A atuação do ministro Alexandre de Moraes, ao propor medidas para controlar a desinformação digital, exemplifica as limitações de uma abordagem que ignora a profundidade do problema. Ao focar nas grandes plataformas comerciais, como Facebook e X (antigo Twitter), a regulação falha em abarcar camadas mais profundas da internet, como as darknets e deep webs. Mais importante, ela não enfrenta a questão central: a desinformação institucionalizada, que muitas vezes é legitimada por narrativas governamentais e econômicas.

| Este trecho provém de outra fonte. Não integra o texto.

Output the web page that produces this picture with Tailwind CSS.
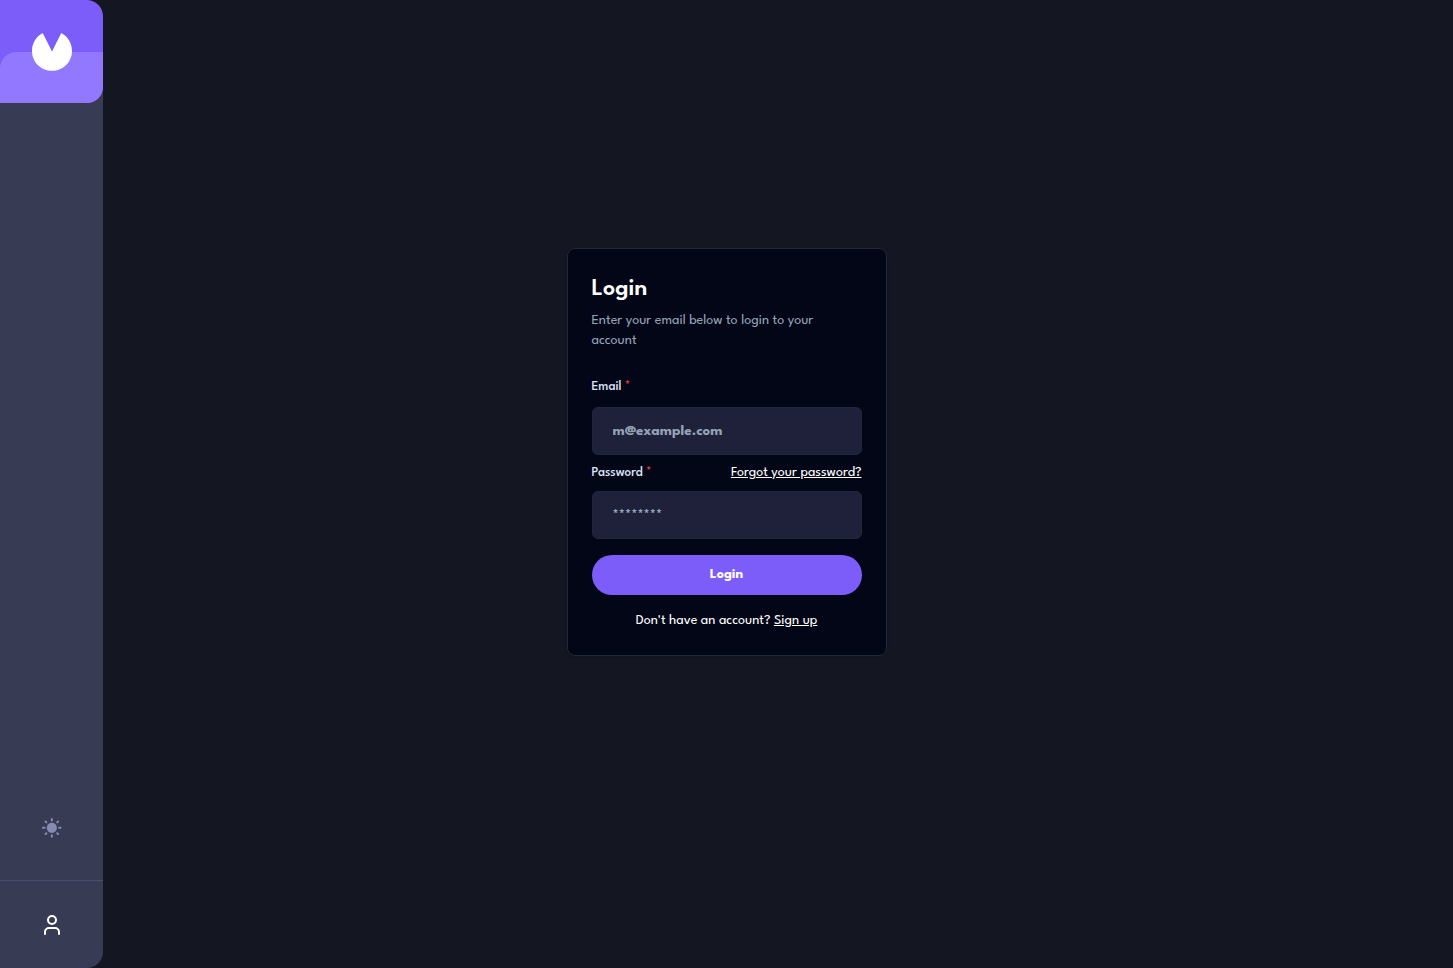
<!DOCTYPE html>
<html lang="en">
<head>
<meta charset="utf-8">
<meta name="viewport" content="width=device-width, initial-scale=1">
<title>Login</title>
<script src="https://cdn.jsdelivr.net/npm/@tailwindcss/browser@4"></script>
</head>
<body class="min-h-screen bg-[#141622] font-['League_Spartan','Lato',sans-serif] text-sm text-white">
<aside class="fixed inset-y-0 left-0 z-10 flex w-[103px] flex-col justify-between overflow-hidden rounded-r-2xl bg-[#373b54]">
  <a href="#" aria-label="Home" class="relative flex h-[103px] items-center justify-center overflow-hidden rounded-r-2xl bg-[#7c5dfa]">
    <span class="absolute inset-x-0 bottom-0 h-[51px] rounded-tl-2xl bg-[#9277ff]"></span>
    <svg class="relative" width="40" height="38" viewBox="0 0 40 38" fill="#fff" aria-hidden="true"><path d="M10.69 0 20 18.62 29.31 0C35.67 3.35 40 10.1 40 17.89 40 28.92 31.05 37.78 20 37.78S0 28.92 0 17.89C0 10.1 4.33 3.35 10.69 0Z"/></svg>
  </a>
  <div>
    <div class="flex h-[105px] items-center justify-center">
      <button type="button" aria-label="Toggle theme">
        <svg width="20" height="20" viewBox="0 0 20 20" fill="none" stroke="#858bb2" stroke-width="2" stroke-linecap="round" aria-hidden="true"><circle cx="9.8" cy="9.8" r="5.1" fill="#858bb2" stroke="none"/><path d="M9.8 1v1.6M9.8 17.2v1.5M1 9.8h1.6M17.1 9.8h1.5M3.5 3.5l.9.9M15.2 15.2l.9.9M3.5 16.1l.9-.9M15.2 4.4l.9-.9"/></svg>
      </button>
    </div>
    <div class="flex h-22 items-center justify-center border-t border-[#494e6e]">
      <button type="button" aria-label="Account">
        <svg width="24" height="24" viewBox="0 0 24 24" fill="none" stroke="#fff" stroke-width="2" stroke-linecap="round" stroke-linejoin="round" aria-hidden="true"><circle cx="12" cy="7" r="4"/><path d="M19 21v-2a4 4 0 0 0-4-4H9a4 4 0 0 0-4 4v2"/></svg>
      </button>
    </div>
  </div>
</aside>
<main class="flex min-h-screen items-center justify-center pb-16">
  <section class="w-80 rounded-lg border border-[#1e293b] bg-[#020617] p-6 shadow-sm">
    <header class="flex flex-col gap-1.5">
      <h1 class="text-2xl font-semibold">Login</h1>
      <p class="leading-5 text-[#94a3b8]">Enter your email below to login to your account</p>
    </header>
    <form class="mt-6 flex flex-col">
      <label for="email" class="text-[13px] leading-6 font-medium text-[#dfe3fa]">Email <span class="text-[#ec4040]">*</span></label>
      <input id="email" type="email" placeholder="m@example.com" class="mt-2 h-12 w-full rounded-md border border-[#1e293b] bg-[#1e2139] px-5 text-[15px] font-bold outline-none placeholder:text-[#94a3b8]">
      <div class="mt-2 flex h-5 items-center justify-between">
        <label for="password" class="text-[13px] font-medium text-[#dfe3fa]">Password <span class="text-[#ec4040]">*</span></label>
        <a href="#" class="underline">Forgot your password?</a>
      </div>
      <input id="password" type="password" placeholder="********" class="mt-2 h-12 w-full rounded-md border border-[#1e293b] bg-[#1e2139] px-5 text-[15px] font-bold outline-none placeholder:text-[#94a3b8]">
      <button type="submit" class="mt-4 h-10 rounded-full bg-[#7c5dfa] font-bold">Login</button>
      <p class="mt-4 text-center leading-5">Don't have an account? <a href="#" class="underline">Sign up</a></p>
    </form>
  </section>
</main>
</body>
</html>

Materialidade e Representação

A desconexão entre discurso e materialidade é o cerne dessa crise. Qualquer narrativa que não esteja ancorada na experiência concreta da população carece de legitimidade. Como argumenta Marilena Chauí, em Brasil: Mito Fundador e Sociedade Autoritária (2000), as elites e as instituições brasileiras muitas vezes constroem narrativas que não dialogam com a realidade da maioria, perpetuando desigualdades e alienação.

Conclusão

A crise de representação que enfrentamos não pode ser reduzida a fake news digitais. Ela é, antes de tudo, uma crise de narrativa, em que sistemas inteiros produzem discursos descolados da materialidade vivida. Sem um esforço genuíno para reconectar os discursos jurídico, político e econômico à experiência concreta das pessoas, continuaremos presos em um ciclo de promessas vazias e desinformação institucionalizada. O combate à desinformação precisa começar por uma revisão crítica das próprias estruturas que sustentam nossas narrativas públicas.

Referências

1. Chauí, M. (2000). Brasil: Mito Fundador e Sociedade Autoritária. São Paulo: Fundação Perseu Abramo.


2. Han, B. C. (2015). Sociedade do Cansaço. Petrópolis: Vozes.


3. Souza, J. (2017). A Elite do Atraso: Da Escravidão à Lava Jato. Rio de Janeiro: Estação Brasil.


4. Han, B. C. (2020). A Morte do Eros. Lisboa: Relógio D’Água.


5. Souza, J. (2021). Como o Racismo Criou o Brasil. Rio de Janeiro: Estação Brasil.